%%

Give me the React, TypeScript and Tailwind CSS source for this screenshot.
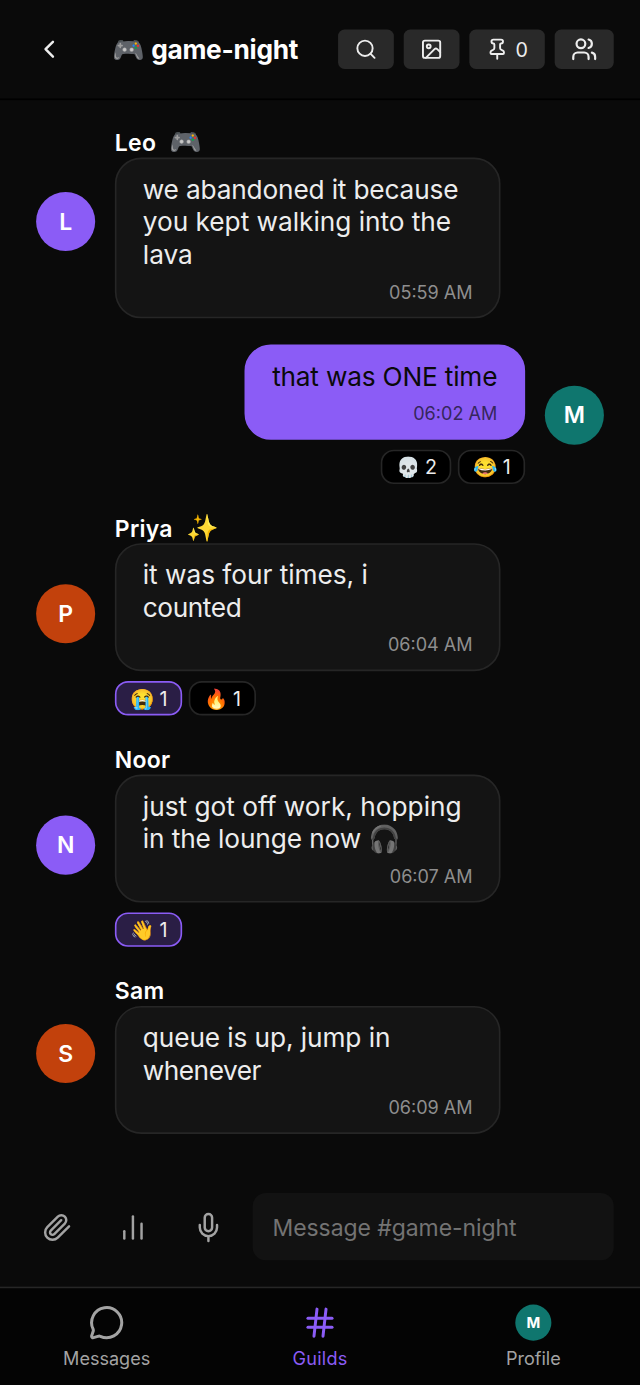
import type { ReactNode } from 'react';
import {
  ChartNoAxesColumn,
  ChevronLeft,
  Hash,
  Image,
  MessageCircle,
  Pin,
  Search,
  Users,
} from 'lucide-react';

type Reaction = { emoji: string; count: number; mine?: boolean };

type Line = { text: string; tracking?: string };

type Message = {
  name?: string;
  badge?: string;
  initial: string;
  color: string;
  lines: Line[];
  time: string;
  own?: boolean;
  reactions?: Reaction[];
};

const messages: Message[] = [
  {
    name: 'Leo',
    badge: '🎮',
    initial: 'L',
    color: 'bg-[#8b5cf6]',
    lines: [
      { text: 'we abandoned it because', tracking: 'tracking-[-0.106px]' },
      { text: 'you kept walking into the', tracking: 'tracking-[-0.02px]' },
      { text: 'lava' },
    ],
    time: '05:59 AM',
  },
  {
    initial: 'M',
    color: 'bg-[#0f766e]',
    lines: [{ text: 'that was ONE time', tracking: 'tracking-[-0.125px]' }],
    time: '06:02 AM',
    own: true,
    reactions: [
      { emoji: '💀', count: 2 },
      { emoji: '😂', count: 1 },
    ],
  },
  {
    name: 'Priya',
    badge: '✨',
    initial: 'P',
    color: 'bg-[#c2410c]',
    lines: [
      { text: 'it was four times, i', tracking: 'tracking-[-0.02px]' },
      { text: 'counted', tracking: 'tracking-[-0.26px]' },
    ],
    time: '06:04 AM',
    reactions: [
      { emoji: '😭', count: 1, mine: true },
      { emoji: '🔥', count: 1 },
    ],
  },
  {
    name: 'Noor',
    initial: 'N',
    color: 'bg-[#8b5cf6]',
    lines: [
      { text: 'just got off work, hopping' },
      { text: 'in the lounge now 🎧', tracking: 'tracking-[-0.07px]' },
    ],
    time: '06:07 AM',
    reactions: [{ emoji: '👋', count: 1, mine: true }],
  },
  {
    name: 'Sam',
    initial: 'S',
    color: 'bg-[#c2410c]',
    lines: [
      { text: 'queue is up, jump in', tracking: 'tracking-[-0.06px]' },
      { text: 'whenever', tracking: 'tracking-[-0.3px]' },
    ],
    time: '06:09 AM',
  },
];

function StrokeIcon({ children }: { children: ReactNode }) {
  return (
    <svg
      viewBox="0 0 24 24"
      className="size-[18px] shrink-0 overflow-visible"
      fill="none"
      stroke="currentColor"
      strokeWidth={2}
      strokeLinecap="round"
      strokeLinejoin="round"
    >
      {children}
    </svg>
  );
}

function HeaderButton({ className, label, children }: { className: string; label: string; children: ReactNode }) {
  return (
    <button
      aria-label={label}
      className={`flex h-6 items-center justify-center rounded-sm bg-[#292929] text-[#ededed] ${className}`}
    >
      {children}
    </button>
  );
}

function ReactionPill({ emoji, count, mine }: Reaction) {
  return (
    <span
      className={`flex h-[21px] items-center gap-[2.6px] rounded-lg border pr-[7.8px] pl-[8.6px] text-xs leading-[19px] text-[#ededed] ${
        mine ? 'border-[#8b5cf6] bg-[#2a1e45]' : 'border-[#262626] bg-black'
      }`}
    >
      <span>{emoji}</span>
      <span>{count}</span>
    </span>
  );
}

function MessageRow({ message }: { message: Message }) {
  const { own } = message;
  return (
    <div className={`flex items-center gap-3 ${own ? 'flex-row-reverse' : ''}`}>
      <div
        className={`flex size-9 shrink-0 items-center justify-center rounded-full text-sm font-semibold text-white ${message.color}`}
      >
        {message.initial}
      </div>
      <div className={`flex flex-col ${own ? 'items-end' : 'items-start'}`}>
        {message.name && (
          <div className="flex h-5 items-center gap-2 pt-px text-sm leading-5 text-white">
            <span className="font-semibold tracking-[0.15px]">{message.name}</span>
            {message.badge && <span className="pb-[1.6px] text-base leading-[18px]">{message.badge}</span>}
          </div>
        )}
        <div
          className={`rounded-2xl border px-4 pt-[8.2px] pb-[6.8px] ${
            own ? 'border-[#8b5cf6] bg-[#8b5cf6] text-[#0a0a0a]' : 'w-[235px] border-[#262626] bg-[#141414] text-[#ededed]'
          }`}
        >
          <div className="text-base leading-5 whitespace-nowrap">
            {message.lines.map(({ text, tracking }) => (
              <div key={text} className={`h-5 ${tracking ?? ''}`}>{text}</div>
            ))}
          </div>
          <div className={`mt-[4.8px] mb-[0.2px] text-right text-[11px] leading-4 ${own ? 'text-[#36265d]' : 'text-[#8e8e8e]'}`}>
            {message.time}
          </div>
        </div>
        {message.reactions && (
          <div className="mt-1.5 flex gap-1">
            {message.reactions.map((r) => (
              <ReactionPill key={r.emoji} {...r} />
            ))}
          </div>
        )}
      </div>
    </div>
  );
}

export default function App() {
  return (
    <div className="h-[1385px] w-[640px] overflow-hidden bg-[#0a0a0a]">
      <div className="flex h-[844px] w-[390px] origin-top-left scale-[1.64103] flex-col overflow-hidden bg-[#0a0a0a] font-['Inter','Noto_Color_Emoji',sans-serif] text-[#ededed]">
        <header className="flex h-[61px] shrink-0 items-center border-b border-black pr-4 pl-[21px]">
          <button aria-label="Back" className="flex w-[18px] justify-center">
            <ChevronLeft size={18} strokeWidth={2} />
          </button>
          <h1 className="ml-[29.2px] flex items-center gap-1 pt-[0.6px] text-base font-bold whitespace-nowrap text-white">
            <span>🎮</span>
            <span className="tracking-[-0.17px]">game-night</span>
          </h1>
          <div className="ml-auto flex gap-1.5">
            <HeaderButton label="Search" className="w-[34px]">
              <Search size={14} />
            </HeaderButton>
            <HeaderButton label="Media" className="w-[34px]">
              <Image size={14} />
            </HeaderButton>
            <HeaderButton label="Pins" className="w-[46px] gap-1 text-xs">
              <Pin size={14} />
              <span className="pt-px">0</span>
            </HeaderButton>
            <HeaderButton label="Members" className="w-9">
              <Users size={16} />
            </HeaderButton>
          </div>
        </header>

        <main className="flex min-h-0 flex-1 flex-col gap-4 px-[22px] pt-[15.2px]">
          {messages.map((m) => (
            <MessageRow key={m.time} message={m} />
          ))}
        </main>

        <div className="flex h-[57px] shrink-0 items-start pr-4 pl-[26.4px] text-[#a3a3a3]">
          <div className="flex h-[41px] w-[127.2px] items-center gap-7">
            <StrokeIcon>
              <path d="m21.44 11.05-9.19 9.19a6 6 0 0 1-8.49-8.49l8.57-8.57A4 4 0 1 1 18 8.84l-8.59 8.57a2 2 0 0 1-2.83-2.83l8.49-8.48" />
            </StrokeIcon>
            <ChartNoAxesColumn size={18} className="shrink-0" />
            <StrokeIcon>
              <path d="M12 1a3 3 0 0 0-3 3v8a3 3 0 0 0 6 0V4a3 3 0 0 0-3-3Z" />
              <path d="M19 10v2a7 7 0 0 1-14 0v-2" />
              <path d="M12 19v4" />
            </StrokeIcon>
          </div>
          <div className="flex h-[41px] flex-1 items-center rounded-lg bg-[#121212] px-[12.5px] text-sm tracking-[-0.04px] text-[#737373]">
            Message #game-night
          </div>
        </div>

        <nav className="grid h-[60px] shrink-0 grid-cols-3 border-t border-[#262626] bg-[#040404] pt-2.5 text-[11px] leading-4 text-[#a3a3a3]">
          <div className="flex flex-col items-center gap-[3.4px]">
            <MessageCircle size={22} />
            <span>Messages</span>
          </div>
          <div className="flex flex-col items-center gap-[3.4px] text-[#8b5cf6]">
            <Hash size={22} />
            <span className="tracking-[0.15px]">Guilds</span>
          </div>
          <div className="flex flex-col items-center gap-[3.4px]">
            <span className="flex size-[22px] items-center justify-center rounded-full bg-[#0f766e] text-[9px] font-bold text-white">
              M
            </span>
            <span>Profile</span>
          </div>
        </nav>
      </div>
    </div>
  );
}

%%
%%

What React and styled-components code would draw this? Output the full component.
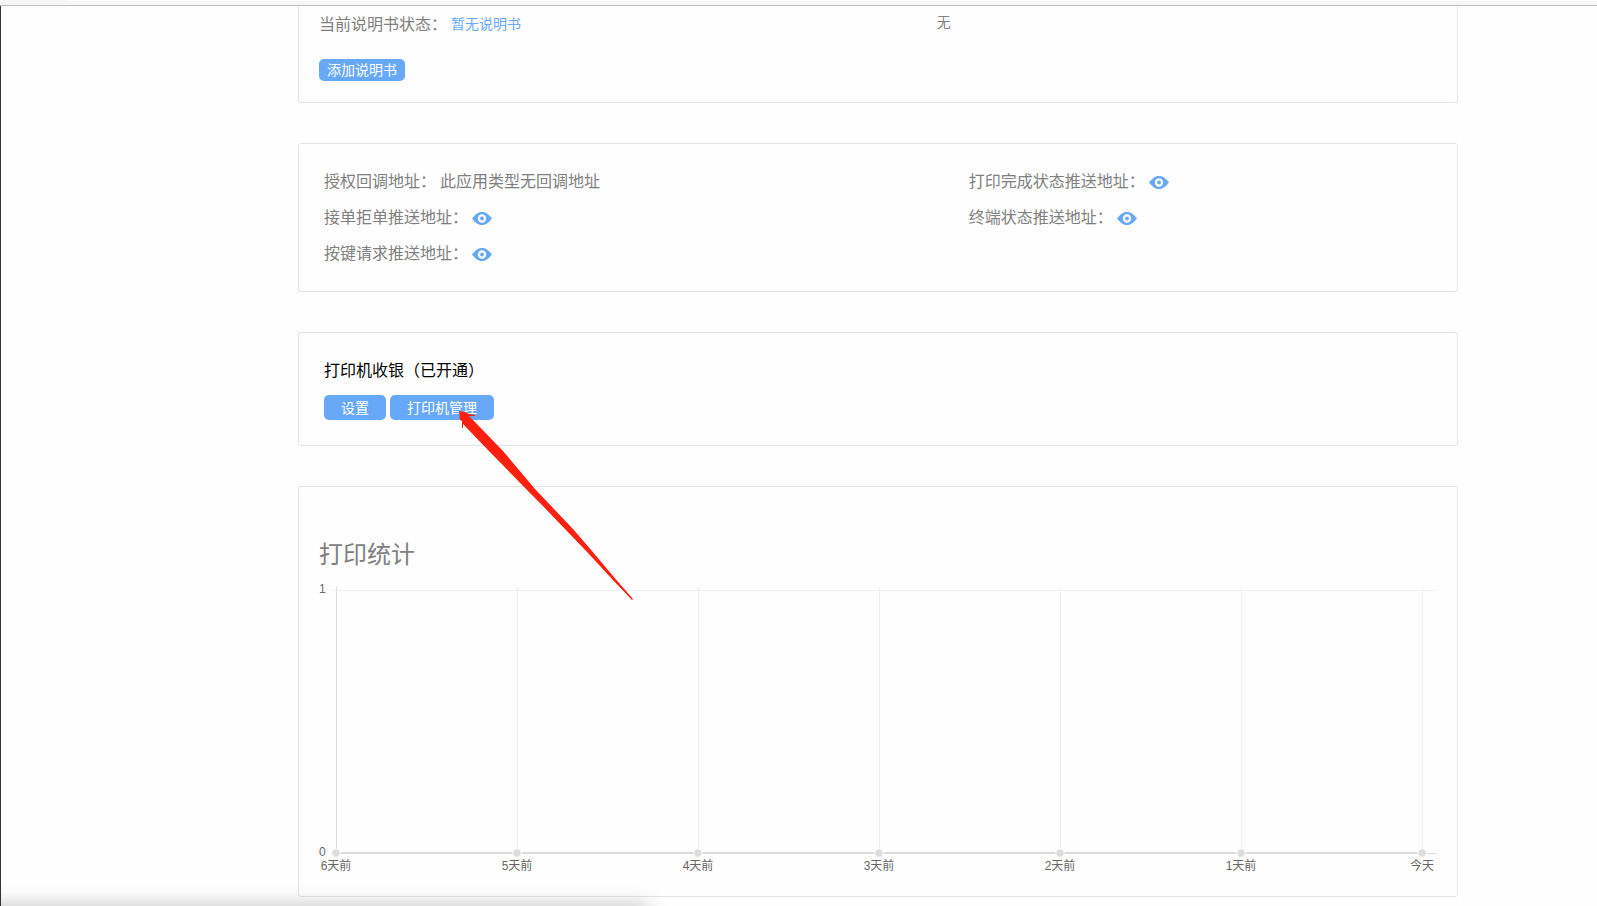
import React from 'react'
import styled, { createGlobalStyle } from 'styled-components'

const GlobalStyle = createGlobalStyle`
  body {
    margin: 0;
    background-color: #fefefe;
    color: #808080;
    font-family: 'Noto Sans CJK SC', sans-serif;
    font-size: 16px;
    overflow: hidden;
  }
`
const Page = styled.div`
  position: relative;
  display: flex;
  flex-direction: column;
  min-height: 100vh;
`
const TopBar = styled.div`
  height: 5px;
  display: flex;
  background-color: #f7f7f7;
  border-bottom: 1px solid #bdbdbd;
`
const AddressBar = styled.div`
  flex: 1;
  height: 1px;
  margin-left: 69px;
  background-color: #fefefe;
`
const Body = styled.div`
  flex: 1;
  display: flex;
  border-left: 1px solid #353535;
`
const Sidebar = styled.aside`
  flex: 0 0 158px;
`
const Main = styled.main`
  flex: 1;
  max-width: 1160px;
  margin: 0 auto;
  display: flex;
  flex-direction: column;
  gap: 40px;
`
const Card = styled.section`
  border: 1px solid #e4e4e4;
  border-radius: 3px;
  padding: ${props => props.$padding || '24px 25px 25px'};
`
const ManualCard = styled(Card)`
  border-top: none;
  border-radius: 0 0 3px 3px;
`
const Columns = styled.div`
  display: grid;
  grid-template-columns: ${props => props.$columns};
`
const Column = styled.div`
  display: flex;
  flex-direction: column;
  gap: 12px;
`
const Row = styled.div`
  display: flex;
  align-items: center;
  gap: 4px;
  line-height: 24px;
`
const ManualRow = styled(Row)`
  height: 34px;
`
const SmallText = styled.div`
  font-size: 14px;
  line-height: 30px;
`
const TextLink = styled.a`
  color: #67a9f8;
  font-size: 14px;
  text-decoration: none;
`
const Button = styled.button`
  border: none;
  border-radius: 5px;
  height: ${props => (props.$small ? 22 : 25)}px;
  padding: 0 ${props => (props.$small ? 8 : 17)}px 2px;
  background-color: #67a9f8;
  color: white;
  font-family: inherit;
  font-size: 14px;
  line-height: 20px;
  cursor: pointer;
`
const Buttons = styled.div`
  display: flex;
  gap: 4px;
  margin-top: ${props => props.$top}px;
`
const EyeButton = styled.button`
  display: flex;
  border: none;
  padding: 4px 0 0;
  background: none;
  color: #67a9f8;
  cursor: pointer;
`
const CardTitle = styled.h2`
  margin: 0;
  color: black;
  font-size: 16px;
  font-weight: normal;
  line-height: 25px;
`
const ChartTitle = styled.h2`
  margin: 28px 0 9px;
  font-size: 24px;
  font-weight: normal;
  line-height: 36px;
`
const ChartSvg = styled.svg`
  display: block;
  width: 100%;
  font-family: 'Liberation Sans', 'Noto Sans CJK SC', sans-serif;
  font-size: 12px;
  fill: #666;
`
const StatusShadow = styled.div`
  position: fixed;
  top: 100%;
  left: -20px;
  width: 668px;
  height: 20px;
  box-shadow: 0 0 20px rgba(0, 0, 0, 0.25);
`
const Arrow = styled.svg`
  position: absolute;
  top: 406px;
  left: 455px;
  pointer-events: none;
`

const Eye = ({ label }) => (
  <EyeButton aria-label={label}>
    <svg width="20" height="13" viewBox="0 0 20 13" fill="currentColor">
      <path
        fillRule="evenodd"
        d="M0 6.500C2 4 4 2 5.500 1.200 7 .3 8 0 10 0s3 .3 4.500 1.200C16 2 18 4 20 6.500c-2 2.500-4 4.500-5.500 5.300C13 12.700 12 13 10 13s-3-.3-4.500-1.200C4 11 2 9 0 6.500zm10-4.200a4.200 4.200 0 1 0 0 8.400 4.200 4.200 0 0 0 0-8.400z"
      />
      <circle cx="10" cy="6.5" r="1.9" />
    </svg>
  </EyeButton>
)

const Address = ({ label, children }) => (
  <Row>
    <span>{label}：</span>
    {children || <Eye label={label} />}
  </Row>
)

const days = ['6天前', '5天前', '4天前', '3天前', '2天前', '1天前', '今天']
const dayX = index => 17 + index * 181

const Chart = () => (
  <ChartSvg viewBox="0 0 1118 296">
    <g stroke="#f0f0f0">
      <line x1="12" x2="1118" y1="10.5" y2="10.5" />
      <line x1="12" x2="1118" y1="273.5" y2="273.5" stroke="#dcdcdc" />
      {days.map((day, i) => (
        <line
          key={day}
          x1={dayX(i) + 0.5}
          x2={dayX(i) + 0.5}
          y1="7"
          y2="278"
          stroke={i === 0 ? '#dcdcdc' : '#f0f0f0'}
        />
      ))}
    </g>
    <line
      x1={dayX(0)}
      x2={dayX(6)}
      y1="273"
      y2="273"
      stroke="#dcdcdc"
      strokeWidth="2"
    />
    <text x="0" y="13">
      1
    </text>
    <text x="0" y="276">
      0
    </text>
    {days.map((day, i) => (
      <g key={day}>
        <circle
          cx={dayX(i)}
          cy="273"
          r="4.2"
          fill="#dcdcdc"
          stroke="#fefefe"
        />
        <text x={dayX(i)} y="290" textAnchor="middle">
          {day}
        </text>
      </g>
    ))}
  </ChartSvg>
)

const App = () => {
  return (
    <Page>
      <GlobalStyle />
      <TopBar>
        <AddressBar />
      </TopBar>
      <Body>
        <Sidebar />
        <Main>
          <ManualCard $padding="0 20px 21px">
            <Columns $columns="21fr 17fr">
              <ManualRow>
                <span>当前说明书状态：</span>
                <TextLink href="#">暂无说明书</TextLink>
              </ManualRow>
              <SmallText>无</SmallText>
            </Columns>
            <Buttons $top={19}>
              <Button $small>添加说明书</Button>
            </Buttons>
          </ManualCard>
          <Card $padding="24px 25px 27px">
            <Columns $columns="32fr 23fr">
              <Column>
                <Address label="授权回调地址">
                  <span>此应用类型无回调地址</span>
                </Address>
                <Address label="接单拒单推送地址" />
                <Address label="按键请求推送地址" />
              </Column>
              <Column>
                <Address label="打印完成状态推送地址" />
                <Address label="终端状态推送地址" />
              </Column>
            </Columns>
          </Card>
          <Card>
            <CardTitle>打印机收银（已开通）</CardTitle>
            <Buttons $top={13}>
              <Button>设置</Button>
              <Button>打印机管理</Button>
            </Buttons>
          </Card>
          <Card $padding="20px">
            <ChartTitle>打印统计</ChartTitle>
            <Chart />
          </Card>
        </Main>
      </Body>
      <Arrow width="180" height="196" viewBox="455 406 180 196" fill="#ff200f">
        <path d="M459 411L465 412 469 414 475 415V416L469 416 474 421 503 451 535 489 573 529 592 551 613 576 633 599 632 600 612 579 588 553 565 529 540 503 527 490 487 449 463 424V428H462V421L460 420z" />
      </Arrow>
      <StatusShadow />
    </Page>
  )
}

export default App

%%

## [Task instructions]
Pull out every line of the records that includes the string "components".

## [Result of the exercise]
What React and styled-components code would draw this? Output the full component.
import styled, { createGlobalStyle } from 'styled-components'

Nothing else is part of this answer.